IV. HUMAN PITY. Instead of slaughtering their prisoners, which in that age might have been done without pity or remorse, we have these soldiers of Israel showing all possible kindness to them (ver. 15). It is a common thing now for men to show a magnanimous kindness to their fallen enemy even on the battle-field. But the teaching of the Lord of love has done its work to some considerable extent, and has mercifully modified the cruelties of war. The scene of the text was something of an anticipation of the injunction, "If thine enemy hunger, feed him; if he thirst, give him drink." It is for us to illustrate the spirit then shown, on every opportunity. We should spare those who are in our power; it may be in the domain of business; it may be in the social circle; it may be round the domestic table; it may be in something so simple as a debate, so common as an ordinary argument. But wherever or whatever it be, to spare our opponent when he is down, to save him from the miseries Of defeat, to put him in the way of return to self-respect and honour, to "take back our captives to Jericho," is to do no more than these Israelites did on this particular occasion; it is to do no less than our Master requires of us at all times and under every circumstance (Matthew 5:43-48). - C.

Ahaz was twenty years old when he began to reign.
The growth of humanity is not after a horticultural manner. We cannot say that a good tree will have good off-shoots, if we are speaking of humanity. The holiest father may have a murderer for his son. The sweetest mother may die of a broken heart. Only a foolish criticism is reckless in fixing definite responsibilities in this matter of the nurture and culture of children. The Lord rebukes us when we say that because the father was good the son must be good; or because the father was evil the son must be evil. The Lord permits men to come in between who are bad, or who are good, that all our little speculation about heredity, and all our arrangements for moral progress, may be thrown back and lost in confusion. Herein is the working of that mysterious law which is often misunderstood when denominated the law of election. We cannot tell what God is doing. Your son ought to have been good, for where is there a braver soul than yourself? The boy ought to have been chivalrous, for he never knew you do a mean deed or give lodgment to an ungenerous thought. In a way, too, he was proud of his father; yet there was no devil's work he would not stoop to do. He did not get the bad blood from his mother, for gentler, sweeter soul never sang God's psalms in God's house. Yet there is the mystery, and it is not for a reckless criticism to define the origin and the issue of this mysterious phenomenon in human development.

(J. Parker, D.D.)

It is very noticeable that those who, in their early days, have resisted holy influences generally turn out the most wicked of men. This, indeed, is a fundamental law of character. Just as a good man, who is good notwithstanding a very bad up-bringing, and despite the most pernicious examples around him, is not infrequently one of the best of men, so a youth who has come from a godly home, and turns out evil himself, is one of the worst characters you can meet with.

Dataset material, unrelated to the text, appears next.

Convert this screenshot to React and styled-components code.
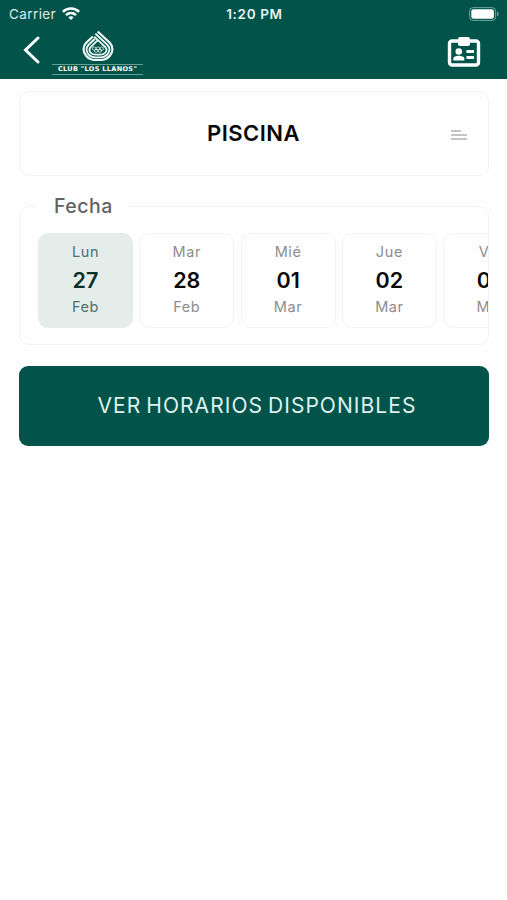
import React from 'react'
import styled, { createGlobalStyle } from 'styled-components'

const days = [
    { name: 'Lun', number: '27', month: 'Feb' },
    { name: 'Mar', number: '28', month: 'Feb' },
    { name: 'Mié', number: '01', month: 'Mar' },
    { name: 'Jue', number: '02', month: 'Mar' },
    { name: 'Vie', number: '03', month: 'Mar' },
]

function WifiIcon() {
    return (
        <svg width="18" height="14" viewBox="0 0 18 14" fill="none" stroke="#fff" strokeWidth="2.5">
            <path d="M0.9 4.9C5.4 0.4 12.6 0.4 17.1 4.9" />
            <path d="M4 8.1C6.8 5.4 11.2 5.4 14 8.1" />
            <path d="M6.3 10.2C7.8 8.8 10.2 8.8 11.7 10.2L9 13Z" fill="#fff" stroke="none" />
        </svg>
    )
}

function BatteryIcon() {
    return (
        <svg width="31" height="14" viewBox="0 0 31 14">
            <rect x="0.6" y="0.6" width="26" height="12.8" rx="3.6" fill="none" stroke="#fff" strokeOpacity="0.45" strokeWidth="1" />
            <rect x="2.3" y="2.3" width="22.6" height="9.4" rx="2.2" fill="#fff" />
            <path d="M28.1 4.7C30.2 5.4 30.2 8.6 28.1 9.3Z" fill="#fff" fillOpacity="0.5" />
        </svg>
    )
}

function BackIcon() {
    return (
        <svg width="18" height="28" viewBox="0 0 18 28" fill="none" stroke="#fff" strokeWidth="3">
            <path d="M15 2L2.5 14L15 26" strokeLinecap="round" strokeLinejoin="miter" />
        </svg>
    )
}

function BadgeIcon() {
    return (
        <svg width="34" height="32" viewBox="0 0 34 32">
            <rect x="2.5" y="5" width="29" height="24" rx="2.5" fill="none" stroke="#fff" strokeWidth="3.4" />
            <rect x="11" y="1" width="12" height="9" rx="2" fill="#fff" />
            <circle cx="11.8" cy="15.5" r="3.3" fill="#fff" />
            <path d="M6.3 24.6V22.6C6.3 20.6 9.2 19.7 11.8 19.7S17.3 20.6 17.3 22.6V24.6Z" fill="#fff" />
            <rect x="19.3" y="14" width="7.8" height="3.1" rx="1" fill="#fff" />
            <rect x="19.3" y="19.9" width="7.8" height="3.1" rx="1" fill="#fff" />
        </svg>
    )
}

function ClubMark() {
    return (
        <svg width="32" height="31" viewBox="1.6 0.2 28.8 29" preserveAspectRatio="none" fill="none" stroke="#eef8f6">
            <path d="M15.7 1.5L26.6 12.2C29.9 15.6 29.7 21 26.5 24.5C24.4 27 21.3 28.3 18 28.3H14C10.7 28.3 7.6 27 5.5 24.5C2.3 21 2.1 15.6 5.4 12.2L11.4 6.3" strokeWidth="2" />
            <path d="M13.6 3.6L24.7 14.3C26.7 16.6 26.8 20.2 24.5 23C22.8 24.9 20.5 25.8 18 25.8H14C11.5 25.8 9.2 24.9 7.5 23C5.2 20.2 5.3 16.6 7.3 14.3L13.2 8.4" strokeWidth="1.8" />
            <path d="M12.6 6.3L22.6 16.2C24.1 18 23.9 20 22.5 21.5C21.3 22.8 19.8 23.3 18 23.3H14C12.2 23.3 10.7 22.8 9.5 21.5C8.1 20 7.9 18 9.4 16.2L15.6 10" strokeWidth="1.6" />
            <g strokeWidth="0.7">
                <circle cx="12.6" cy="17.6" r="1.6" />
                <circle cx="16" cy="17.6" r="1.6" />
                <circle cx="19.4" cy="17.6" r="1.6" />
                <circle cx="14.3" cy="19.6" r="1.5" />
                <circle cx="17.7" cy="19.6" r="1.5" />
            </g>
        </svg>
    )
}

function App() {
    return (
        <Screen>
            <GlobalStyle />
            <Header>
                <StatusBar>
                    <Carrier>
                        Carrier
                        <WifiIcon />
                    </Carrier>
                    <Clock>1:20 PM</Clock>
                    <Battery>
                        <BatteryIcon />
                    </Battery>
                </StatusBar>
                <NavBar>
                    <IconButton aria-label="Volver">
                        <BackIcon />
                    </IconButton>
                    <Logo>
                        <ClubMark />
                        <LogoText>CLUB "LOS LLANOS"</LogoText>
                    </Logo>
                    <BadgeButton aria-label="Carnet">
                        <BadgeIcon />
                    </BadgeButton>
                </NavBar>
            </Header>
            <Content>
                <ActivityCard>
                    <ActivityName>PISCINA</ActivityName>
                    <MenuLines>
                        <Line $width={10} />
                        <Line $width={16} />
                        <Line $width={16} />
                    </MenuLines>
                </ActivityCard>
                <DateField>
                    <DateLegend>Fecha</DateLegend>
                    <DayList>
                        {days.map((day, i) => (
                            <Day key={day.number} $selected={i === 0}>
                                <DayText>{day.name}</DayText>
                                <DayNumber>{day.number}</DayNumber>
                                <DayText>{day.month}</DayText>
                            </Day>
                        ))}
                    </DayList>
                </DateField>
                <SubmitButton>VER HORARIOS DISPONIBLES</SubmitButton>
            </Content>
        </Screen>
    )
}

export default App


const GlobalStyle = createGlobalStyle`
    * {
        box-sizing: border-box;
    }
    body {
        margin: 0;
        background: #fefefe;
        font-family: Inter, "Liberation Sans", sans-serif;
    }
    svg {
        display: block;
        flex-shrink: 0;
    }
`

const Screen = styled.div`
    min-height: 100vh;
    overflow: hidden;
`

const Header = styled.header`
    height: 79px;
    background: #02544b;
    color: white;
`

const StatusBar = styled.div`
    height: 27px;
    padding: 0 7px 0 9px;
    display: grid;
    grid-template-columns: 1fr auto 1fr;
    align-items: center;
`

const Carrier = styled.div`
    display: flex;
    align-items: center;
    gap: 6px;
    font-size: 13.5px;
    letter-spacing: 0.4px;
    color: #dcebe8;
`

const Clock = styled.div`
    font-size: 13.5px;
    font-weight: 600;
    letter-spacing: 0.65px;
    color: #e6f3f1;
`

const Battery = styled.div`
    justify-self: end;
`

const NavBar = styled.nav`
    height: 52px;
    padding: 0 26px 0 23px;
    display: flex;
    align-items: flex-start;
`

const IconButton = styled.button`
    border: none;
    background: none;
    padding: 9px 0 0;
`

const BadgeButton = styled(IconButton)`
    margin-left: auto;
    padding-top: 9px;
`

const Logo = styled.div`
    width: 91px;
    margin-left: 11px;
    padding-top: 3px;
    display: flex;
    flex-direction: column;
    align-items: center;
`

const LogoText = styled.div`
    width: 100%;
    height: 11px;
    margin-top: 3px;
    border-top: 1px solid #65a097;
    border-bottom: 1px solid #65a097;
    font-family: "DejaVu Sans", sans-serif;
    font-size: 6.5px;
    line-height: 9px;
    font-weight: 700;
    letter-spacing: 0.35px;
    text-align: center;
    white-space: nowrap;
`

const Content = styled.main`
    padding: 12px 18px 0 19px;
    display: flex;
    flex-direction: column;
`

const ActivityCard = styled.section`
    height: 85px;
    padding: 0 21px;
    border: 1.5px solid #f3f3f3;
    border-radius: 10px;
    display: grid;
    grid-template-columns: 1fr auto 1fr;
    align-items: center;
`

const ActivityName = styled.h1`
    grid-column: 2;
    margin: 0;
    padding: 0 1px 2px 0;
    font-size: 22px;
    font-weight: 600;
    letter-spacing: 0.5px;
    color: #080808;
`

const MenuLines = styled.div`
    justify-self: end;
    padding-top: 2px;
    display: flex;
    flex-direction: column;
    gap: 2px;
`

const Line = styled.span`
    width: ${props => props.$width}px;
    height: 2px;
    background: #c4c4c4;
`

const DateField = styled.fieldset`
    min-width: 0;
    height: 152px;
    margin: 17px 0 0;
    padding: 0 0 0 18px;
    border: 1.5px solid #f3f3f3;
    border-radius: 10px;
`

const DateLegend = styled.legend`
    height: 26px;
    width: 91px;
    margin-left: -1px;
    padding: 0 0 0 17px;
    font-size: 19.5px;
    line-height: 27px;
    font-weight: 500;
    letter-spacing: 0.5px;
    color: #626262;
`

const DayList = styled.div`
    margin-top: 14px;
    display: flex;
    gap: 6.3px;
    overflow: hidden;
`

const Day = styled.div`
    flex: 0 0 95px;
    height: 95px;
    padding-top: 9px;
    border: 1.5px solid ${props => props.$selected ? '#e5edeb' : '#f3f3f3'};
    border-radius: 10px;
    background: ${props => props.$selected ? '#e5edeb' : '#fefefe'};
    color: ${props => props.$selected ? '#4b716b' : '#8d8d8d'};
    text-align: center;

    strong {
        color: ${props => props.$selected ? '#08302b' : '#080808'};
    }
`

const DayText = styled.div`
    font-size: 14.5px;
    line-height: 18px;
    letter-spacing: 0.6px;
`

const DayNumber = styled.strong`
    display: block;
    padding-top: 2px;
    font-size: 21.5px;
    line-height: 35px;
    font-weight: 600;
`

const SubmitButton = styled.button`
    height: 80px;
    margin-top: 21px;
    padding: 0 0 1px 6px;
    border: none;
    border-radius: 9px;
    background: #02544b;
    color: #dff1ef;
    font-family: inherit;
    font-size: 21px;
    font-weight: 400;
    letter-spacing: 1.05px;
    word-spacing: -2px;
`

I. IT IS A SORROWFUL FACT THAT GOOD MEN ARE SOMETIMES THE FATHERS OF BAD SONS. "Like father, like son," we have often heard men say. But this is not always so. Alas! we know but too well that piety, virtue, goodness do not always run in the blood. You may pass on the crown, the throne, the kingdom, but the high moral and religious qualities which make a man a king among men do not always go with the crown and sceptre.

II. THE BAD SONS OF GOOD FATHERS ARE OFTEN RUINED BY THE SINS THEY ALLOW TO DECEIVE THEM. Read the twenty-third verse of this chapter. It is very instructive. Ahaz, weakened by his questionable ways, and not supported by the power of the God whose worship he had forsaken, fell into the hands of the foreigner. Conquered by the superior forces and better trained men of Damascus, he fondly imagined that they won because their gods, their idols, helped them in battle. Deceived, deluded, blinded by all this, he determined to follow their bad example. Others are involved in his fall. "They were the ruin of him and of all Israel." It would be sad enough if he were the only one blinded and deluded by sin. But unfortunately its victims are all about us.

III. This chapter teaches THAT GOD OFTEN CHASTENS THE SONS OF GODLY PARENTS WHO FALL INTO SIN, AND SEEKS TO WIN THEM BACK TO HIMSELF. God did not leave Ahaz without warning, reproof, and trouble. Through his long night of sin God often spake to him. God made this man understand that the way of the transgressor is hard. It is a mercy that God does not allow the sinner to go to hell without warning.

(C. Leach, D.D.)

Every young man enters, like Ahaz, upon a royal inheritance; character and career are as all-important to peasant or a shopgirl as they are to an emperor or a queen. When a girl of seventeen or a youth of twenty succeeds to some historic throne we are moved to think of the heavy burden of responsibility laid upon unexperienced shoulders and of the grave issues that must be determined during the swiftly passing years of the early manhood or womanhood. Alas! this heavy burden and these grave issues are but the common lot. His lot is only the common lot set upon a hill, in the full sunlight, to illustrate, interpret, and influence lower and obscurer lives.

(W. H. Bennett, M.A.)

Men should all be educated to reign, to respect themselves and to appreciate their opportunities. We do in some measure adopt this principle with promising lads and gifted girls. We need to apply the principle more consistently and to recognise the royal dignity of the average life and of those whom the superior person is pleased to call commonplace people. It may then be possible to induce the ordinary young men to take a serious interest in his own future.

(W. H. Bennett, M.A.)

The fortunes of millions may depend upon the will of some young Czar or Kaiser; the happiness of a hundred tenants or of a thousand workmen may rest on the disposition of the youthful inheritor of a wide estate or a huge factory; but none the less in the poorest cottage mother and father and friends wait with trembling anxiety to see how the boy or girl will "turn out" when they take their destinies into their own hands and begin to reign.